No hay en este mundo oficio más apresurado que el del periodista, excepto el del camillero y el bombero. Sin embargo, mientras estos se dedican a salvar vidas, nosotros, los periodistas nos dedicamos a enterrarlas. Bueno, no es que lo hagamos adrede y seamos unos perversos. Pero en el apuro, a veces, uno pisa algún que otro pie y enmaraña las cosas.

Semanas atrás, cuando murió Federico Blanco, primer ganador del reality El Bar, en una villa en Bernal, los periodistas, con la presión de ponerle un nombre al motivo de su muerte, concluyeron: ajuste de cuentas por drogas. Los programas se llenaron de allegados a Federico y ex novias llorando a cámara, hablando de sus problemas de adicción. Y durante un tiempo, su muerte se trató como el eslabón final en la desgracia de todo adicto irrecuperable. Sin embargo, tras un giro en la investigación, se reveló que Blanco murió defendiendo a una mujer en la villa. Y los mismos periodistas que echaron tierra a su memoria, ahora la ponían digna del bronce. Pequeñas delicias de la vida apurada.

El periodista está obligado a entregar su nota con fecha y hora. Está obligado a dar respuestas. Está obligado a titular la realidad. A ponerle tapa. Y ponerle foto. El periodista decide qué es importante y qué no. Y si no encuentra respuesta, se fabrica una.

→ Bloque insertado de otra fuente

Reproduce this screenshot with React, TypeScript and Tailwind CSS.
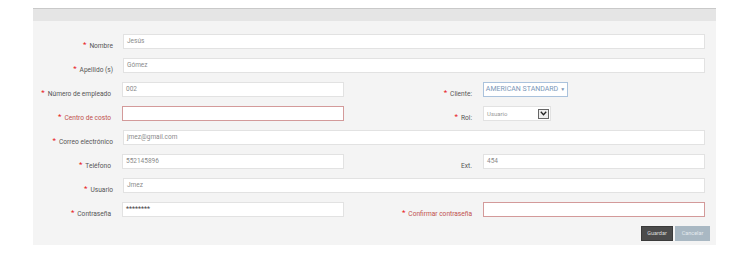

En ese apuro por vender y atar cabos sueltos, se olvida de chequear, se inclina siempre por la versión más marketinera de los casos, y lucha con uñas y dientes para que la realidad se ajuste a un buen título.

Para colmo de males, las redacciones se achican, los periodistas abarcan más funciones de las que pueden cumplir, y los medios hacen que ese género que alguien llamó “el primer borrador de la historia” se parezca, más que a un borrador, a un gran manchón de tinta.

No hay lugar para, en ese escenario, ir con pies de plomo. Yo soy de la idea que, en este caso debería imperar la fórmula: menos es más. Menos historias.

Menos coberturas. Pero más profundidad. Menos páginas, mejor escritas. Menos horas de aire de programas periodísticos pero más solidez. Porque, en verdad, la realidad no está ahí para que uno le ponga un título. Está ahí esperando ser contada. A su debido tiempo.